The architecture veers from Sci-Fi fantasy to the sublime. The Bund, smog bound during the day, becomes a Spielberg inspired, glittering, neon wonderland at night. Stroll through the French Quarter with its elegant tree lined walkways and tasteful European-style houses and you could easily be mistaken for thinking you were in Paris- even the street signs are in Chinese and French. Nanjing East Road is Leicester Square transplanted across continents. Duck into one of the many tiny market streets though and you're in a world of narrow alleys and overhanging two-storey buildings, lines of washing strung out to dry overhead and shops tucked into cubbyholes in the walls. There's the obligatory 'restored' ancient town, with it's dark panelled shops and pagoda style roofing, full of overpriced tourist kitsch and the omnipresent Starbucks coffee shop, but Shanghai offers such variety that  hop onto the tube, and two stops down the line you can't help but find yourself somewhere completely different. It's difficult to find a moment of peace and quiet in a city like Shanghai, and if you've come, as we have, during the National Holiday then it's practically impossible. But tucked away in the middle of all the hustle and bustle is the Jade Buddha Temple. Inside it's near silent, just the gentle, rising curl of incense and the breeze ruffling the leaves of a few potted plants. It's hard to believe you're still in the centre of the city. In the tiny temple gardens there is a pool with dozens of brightly painted koi carp, hungrily mouthing at the surface of the water as a little child feeds them. Inside, the Jade Buddha itself is relatively diminutive in it's glass case but the absolute stillness is worth the entrance price and in a place like Shanghai it's easy to understand the attraction of Buddhism and it's quiet, slow, contemplation.

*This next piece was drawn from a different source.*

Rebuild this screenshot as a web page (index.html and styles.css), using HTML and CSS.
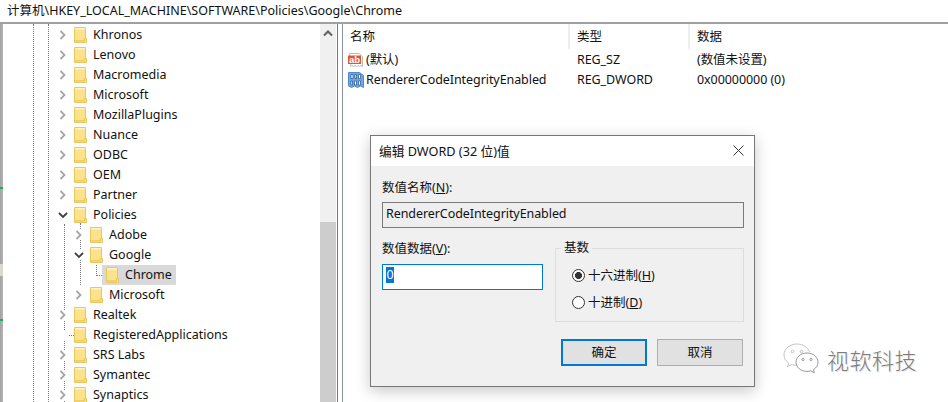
FILE: index.html
```html
<!DOCTYPE html>
<html lang="zh-CN">
<head>
<meta charset="utf-8">
<title>注册表编辑器</title>
<link rel="stylesheet" href="styles.css">
</head>
<body>
<svg class="defs" width="0" height="0" aria-hidden="true">
  <symbol id="folder" viewBox="0 0 13 16">
    <path d="M.5.5h11v13.5h-11z" fill="#fde28e" stroke="#eac75c"/>
    <path d="M1 1h10v1.500H1z" fill="#fff3c4"/>
    <path d="M10.500 11.500h2v4h-12v-1.500h10z" fill="#fce08a" stroke="#eac75c" stroke-width="1"/>
  </symbol>
  <symbol id="closed" viewBox="0 0 10 10">
    <path d="M2.500 1l4 4-4 4" fill="none" stroke="#a6a6a6" stroke-width="1.800"/>
  </symbol>
  <symbol id="open" viewBox="0 0 10 10">
    <path d="M1 3l4 4 4-4" fill="none" stroke="#404040" stroke-width="1.800"/>
  </symbol>
</svg>

<header class="address">计算机\HKEY_LOCAL_MACHINE\SOFTWARE\Policies\Google\Chrome</header>

<main class="split">
  <aside class="edge"><i class="mark"></i><i class="notch"></i><i class="mark"></i></aside>

  <section class="tree">
    <i class="guide g1"></i><i class="guide g2"></i><i class="guide g3"></i><i class="guide g4"></i><i class="guide g5"></i>
    <i class="guide-h h1"></i><i class="guide-h h2"></i>
    <ul class="rows">
      <li class="row"><svg class="arrow"><use href="#closed"/></svg><svg class="folder"><use href="#folder"/></svg><span class="label">Khronos</span></li>
      <li class="row"><svg class="arrow"><use href="#closed"/></svg><svg class="folder"><use href="#folder"/></svg><span class="label">Lenovo</span></li>
      <li class="row"><svg class="arrow"><use href="#closed"/></svg><svg class="folder"><use href="#folder"/></svg><span class="label">Macromedia</span></li>
      <li class="row"><svg class="arrow"><use href="#closed"/></svg><svg class="folder"><use href="#folder"/></svg><span class="label">Microsoft</span></li>
      <li class="row"><svg class="arrow"><use href="#closed"/></svg><svg class="folder"><use href="#folder"/></svg><span class="label">MozillaPlugins</span></li>
      <li class="row"><svg class="arrow"><use href="#closed"/></svg><svg class="folder"><use href="#folder"/></svg><span class="label">Nuance</span></li>
      <li class="row"><svg class="arrow"><use href="#closed"/></svg><svg class="folder"><use href="#folder"/></svg><span class="label">ODBC</span></li>
      <li class="row"><svg class="arrow"><use href="#closed"/></svg><svg class="folder"><use href="#folder"/></svg><span class="label">OEM</span></li>
      <li class="row"><svg class="arrow"><use href="#closed"/></svg><svg class="folder"><use href="#folder"/></svg><span class="label">Partner</span></li>
      <li class="row"><svg class="arrow"><use href="#open"/></svg><svg class="folder"><use href="#folder"/></svg><span class="label">Policies</span></li>
      <li class="row lv1"><svg class="arrow"><use href="#closed"/></svg><svg class="folder"><use href="#folder"/></svg><span class="label">Adobe</span></li>
      <li class="row lv1"><svg class="arrow"><use href="#open"/></svg><svg class="folder"><use href="#folder"/></svg><span class="label">Google</span></li>
      <li class="row lv2"><span class="selected"><svg class="folder"><use href="#folder"/></svg><span class="label">Chrome</span></span></li>
      <li class="row lv1"><svg class="arrow"><use href="#closed"/></svg><svg class="folder"><use href="#folder"/></svg><span class="label">Microsoft</span></li>
      <li class="row"><svg class="arrow"><use href="#closed"/></svg><svg class="folder"><use href="#folder"/></svg><span class="label">Realtek</span></li>
      <li class="row"><span class="arrow"></span><svg class="folder"><use href="#folder"/></svg><span class="label">RegisteredApplications</span></li>
      <li class="row"><svg class="arrow"><use href="#closed"/></svg><svg class="folder"><use href="#folder"/></svg><span class="label">SRS Labs</span></li>
      <li class="row"><svg class="arrow"><use href="#closed"/></svg><svg class="folder"><use href="#folder"/></svg><span class="label">Symantec</span></li>
      <li class="row"><svg class="arrow"><use href="#closed"/></svg><svg class="folder"><use href="#folder"/></svg><span class="label">Synaptics</span></li>
    </ul>
  </section>

  <div class="scrollbar">
    <div class="track"><svg class="up" viewBox="0 0 10 8"><path d="M1 6.500l4-4 4 4" fill="none" stroke="#606060" stroke-width="2"/></svg></div>
    <div class="thumb"></div>
  </div>

  <div class="divider"></div>

  <section class="values">
    <div class="vhead">
      <span class="cname">名称</span><span class="ctype">类型</span><span class="cdata">数据</span>
    </div>
    <div class="vrow">
      <span class="cname">
        <svg class="vicon" viewBox="0 0 16 16">
          <path d="M1.500 1.500h9.500l3.500 3v10l-1.500-1-1.500 1-1.500-1-1.500 1-1.500-1-1.500 1-1.500-1-1 1z" fill="#fff" stroke="#b9b9b9"/>
          <path d="M0 3.500h13v8.500H0z" fill="#e2562c"/>
          <text class="ab" x="1" y="10.500">ab</text>
        </svg>
        (默认)
      </span>
      <span class="ctype">REG_SZ</span><span class="cdata">(数值未设置)</span>
    </div>
    <div class="vrow">
      <span class="cname">
        <svg class="vicon" viewBox="0 0 16 16">
          <path d="M.5.500h11l4 3v12l-3-1.500-3 1.500-3-1.500-3 1.500-3-1.500z" fill="#6ba8e4" stroke="#4a8ccc"/>
          <path d="M3 2.500h2v4H3zM7 2.500h1.500v4H7zM10.500 2.500h2v4h-2zM3 9h1.500v4H3zM6.500 9h2v4h-2zM10.500 9h2v4h-2z" fill="#fff" stroke="#123f78" stroke-width=".6"/>
        </svg>
        RendererCodeIntegrityEnabled
      </span>
      <span class="ctype">REG_DWORD</span><span class="cdata">0x00000000 (0)</span>
    </div>
  </section>
</main>

<div class="dialog">
  <div class="dtitle">
    <span>编辑 DWORD (32 位)值</span>
    <svg class="close" viewBox="0 0 11 11"><path d="M.5.500l10 10M10.500.500l-10 10" stroke="#333" stroke-width="1" fill="none"/></svg>
  </div>
  <div class="dbody">
    <label class="lbl">数值名称(<u>N</u>):</label>
    <div class="namebox">RendererCodeIntegrityEnabled</div>
    <div class="columns">
      <div class="col-left">
        <label class="lbl">数值数据(<u>V</u>):</label>
        <div class="databox"><span class="sel">0</span></div>
      </div>
      <fieldset class="radix">
        <legend>基数</legend>
        <div class="radio"><i class="dot on"></i>十六进制(<u>H</u>)</div>
        <div class="radio"><i class="dot"></i>十进制(<u>D</u>)</div>
      </fieldset>
    </div>
    <div class="buttons">
      <div class="btn primary">确定</div>
      <div class="btn">取消</div>
    </div>
  </div>
</div>

<div class="watermark">
  <svg class="wechat" viewBox="0 0 36 33">
    <path d="M14 1C6.800 1 1 5.800 1 11.800c0 3.300 1.800 6.300 4.600 8.300l-1.100 3.600 4.100-2.200c1.500.5 3.200.8 5 .8" fill="#fff" stroke="#c4c4c4"/>
    <path d="M14 1c6 0 11 3.400 12.500 8" fill="none" stroke="#c4c4c4"/>
    <circle cx="9.500" cy="8.500" r="1.300" fill="none" stroke="#c4c4c4"/>
    <circle cx="18.500" cy="8.500" r="1.300" fill="none" stroke="#c4c4c4"/>
    <path d="M24 10c-6.100 0-11 4.100-11 9.200s4.900 9.200 11 9.200c1.300 0 2.600-.2 3.800-.6l3.600 2-.9-3.200c2.700-1.700 4.500-4.300 4.500-7.400 0-5.100-4.900-9.200-11-9.200z" fill="#fff" stroke="#979797"/>
    <circle cx="20" cy="16.500" r="1.100" fill="none" stroke="#979797"/>
    <circle cx="28" cy="16.500" r="1.100" fill="none" stroke="#979797"/>
  </svg>
  <span class="wmtext">视软科技</span>
</div>
</body>
</html>
```
FILE: styles.css
```css
* { box-sizing: border-box; }
html, body { margin: 0; padding: 0; }
body {
  width: 948px;
  height: 402px;
  overflow: hidden;
  position: relative;
  background: #fff;
  color: #111;
  font: 12.5px/20px "Noto Sans", "Noto Sans CJK SC", sans-serif;
  display: flex;
  flex-direction: column;
}
.defs { position: absolute; }
ul { list-style: none; margin: 0; padding: 0; }

.address {
  height: 24px;
  flex: none;
  padding: 1px 0 0 7px;
  border-bottom: 2px solid #a0a0a0;
  font-size: 12.5px;
  line-height: 20px;
  white-space: nowrap;
}
.split { flex: 1; display: flex; min-height: 0; }

.edge {
  width: 3px;
  flex: none;
  background: linear-gradient(90deg, #a2a2a2, #b6b6b6);
  display: flex;
  flex-direction: column;
  padding-top: 163px;
}
.mark { display: block; height: 2px; background: #18b060; }
.notch { display: block; height: 12px; margin: 75px 0 43px; background: #ddd8cf; }

.tree { position: relative; width: 317px; flex: none; overflow: hidden; }
.guide { position: absolute; border-left: 1px dotted #777; }
.g1 { left: 30px; top: 0; bottom: 0; }
.g2 { left: 45px; top: 0; bottom: 0; }
.g3 { left: 61px; top: 200px; bottom: 0; }
.g4 { left: 77px; top: 199px; height: 62px; }
.g5 { left: 93px; top: 241px; height: 11px; }
.guide-h { position: absolute; border-top: 1px dotted #777; }
.h1 { left: 93px; top: 251px; width: 10px; }
.h2 { left: 62px; top: 311px; width: 9px; }

.rows { position: relative; padding-top: 1px; }
.row { height: 20px; display: flex; align-items: center; padding-left: 55px; white-space: nowrap; }
.lv1 { padding-left: 71px; }
.lv2 { padding-left: 99px; }
.label { line-height: 14px; }
.arrow { width: 10px; height: 10px; margin-right: 6px; flex: none; background: #fff; }
.folder { width: 13px; height: 16px; margin-right: 6px; flex: none; background: #fff; }
.selected { display: flex; align-items: center; height: 20px; background: #d9d9d9; padding: 0 4px; }
.selected .folder { background: transparent; }

.scrollbar { width: 16px; flex: none; display: flex; flex-direction: column; background: #f0f0f0; }
.track { height: 198px; padding: 5px 3px 0; }
.up { display: block; width: 10px; height: 8px; }
.thumb { flex: 1; background: #cdcdcd; }

.divider {
  width: 6px;
  flex: none;
  margin-left: 1px;
  background: #fff;
  border-left: 1px solid #777;
  border-right: 1px solid #8a8fa0;
}

.values { flex: 1; min-width: 0; }
.vhead, .vrow { display: flex; height: 20px; align-items: center; white-space: nowrap; }
.vrow { letter-spacing: -.07px; }
.vhead { height: 26px; padding-bottom: 1px; }
.cname { width: 227px; padding-left: 5px; display: flex; align-items: center; flex: none; }
.ctype { width: 120px; padding-left: 7px; flex: none; }
.cdata { flex: 1; padding-left: 7px; }
.vhead .cname { padding-left: 7px; border-right: 2px solid #eee; height: 100%; }
.vhead .ctype { border-right: 2px solid #eee; height: 100%; display: flex; align-items: center; }
.vhead .cdata { height: 100%; display: flex; align-items: center; }
.vicon { width: 16px; height: 16px; margin-right: 2px; flex: none; }
.ab { font: bold 9.5px "Liberation Sans", sans-serif; fill: #fff; }

.dialog {
  position: absolute;
  left: 370px;
  top: 135px;
  width: 385px;
  height: 252px;
  border: 1px solid #777;
  background: #f0f0f0;
  box-shadow: 0 4px 14px rgba(0, 0, 0, .22);
  display: flex;
  flex-direction: column;
}
.dtitle {
  height: 30px;
  flex: none;
  background: #fff;
  display: flex;
  align-items: center;
  justify-content: space-between;
  padding: 0 10px 1px 8px;
  font-size: 12.7px;
}
.close { width: 11px; height: 11px; }
.dbody { flex: 1; padding: 11px 10px 0 11px; }
.lbl { display: block; height: 20px; padding-top: 1px; }
.namebox {
  margin-top: 5px;
  height: 26px;
  width: 362px;
  border: 1px solid #7a7a7a;
  background: #eee;
  padding: 1px 3px;
  letter-spacing: -.07px;
}
.columns { display: flex; margin-top: 10px; }
.col-left { width: 173px; flex: none; }
.databox {
  margin-top: 6px;
  width: 161px;
  height: 26px;
  border: 1px solid #0078d7;
  background: #fff;
  padding: 2px 3px;
}
.sel {
  display: block;
  width: 8px;
  height: 16px;
  line-height: 16px;
  text-align: center;
  background: #0078d7;
  color: #fff;
}
.radix {
  width: 189px;
  height: 83px;
  margin: 1px 0 0;
  padding: 5px 0 0 16px;
  border: 1px solid #ddd;
  min-width: 0;
}
.radix legend { padding: 0 3px; margin-left: -11px; line-height: 18px; }
.radio { display: flex; align-items: center; height: 27px; }
.dot {
  width: 13px;
  height: 13px;
  border-radius: 50%;
  border: 1px solid #333;
  background: #fff;
  margin-right: 3px;
  flex: none;
  display: block;
}
.dot.on { background: radial-gradient(circle, #333 0 3.2px, #fff 3.8px); }
.buttons { display: flex; gap: 10px; margin: 17px 0 0 179px; }
.btn {
  width: 86px;
  height: 27px;
  background: #e1e1e1;
  border: 1px solid #adadad;
  display: flex;
  align-items: center;
  justify-content: center;
}
.primary { border: 2px solid #0078d7; }

.watermark {
  position: absolute;
  left: 783px;
  top: 343px;
  display: flex;
  align-items: center;
  gap: 8px;
}
.wechat { width: 36px; height: 33px; flex: none; }
.wmtext {
  font: 300 22px/33px "Noto Sans CJK SC", sans-serif;
  color: #7d7d7d;
  letter-spacing: .5px;
  text-shadow: 1px 1px 0 #e4e4e4;
}
```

Likewise, visiting Zhujiajiao Ancient Town in the Shanghai suburbs offers a moment of respite from the ever present hustle and bustle. A seventeen hundred year old water town, it is the Chinese equivalent of Venice, with thirty six stone, wood and marble bridges crisscrossing the narrow waterways, and scores of old men pushing their wooden boats up and down the canals, as the tourists take pictures and admire the scenery. We eat dumplings on a rooftop terrace overlooking the water before taking a trip in one of the boats ourselves.From the water, you gain an entirely new perspective of the place and the gentle rocking motion lulls you into a quiet meditation, punctured only by the quiet snap of a camera and the slap of the water against the boat.
 
As for sightseeing and entertainment there seems to be a limitless amount of options to choose from. We take an open-topped bus to see the attractions, winding our way through the city streets and taking in the view. It's an impressive way to see the city- we pass soaring skyscrapers and the National Stadium, a modern art museum that appears to be made out of red Lego and parks full of families enjoying the good weather. We sip inexpensive cocktails at hostels and eat spicy street food under dim pavement lighting, shop and walk and shop again. But one of the best things is experiencing my first proper Chinese firework show, completely free in one of the local parks. We arrive late and the crowds back all the way to the tube entrance, but it doesn't matter because the fireworks are so big that they can be easily seen no matter how far the distance. They light up the sky like it's day time, huge incandescent balls of golden light, exploding in showers of white sparks before quietly trailing away to be replaced by the next round of colour and light. There's no music, but the resulting gasps of admiration from children and adults alike is all the soundtrack that's needed.

Like everything about Shanghai, it's big, bold and beautiful, modern and ancient and completely unforgettable.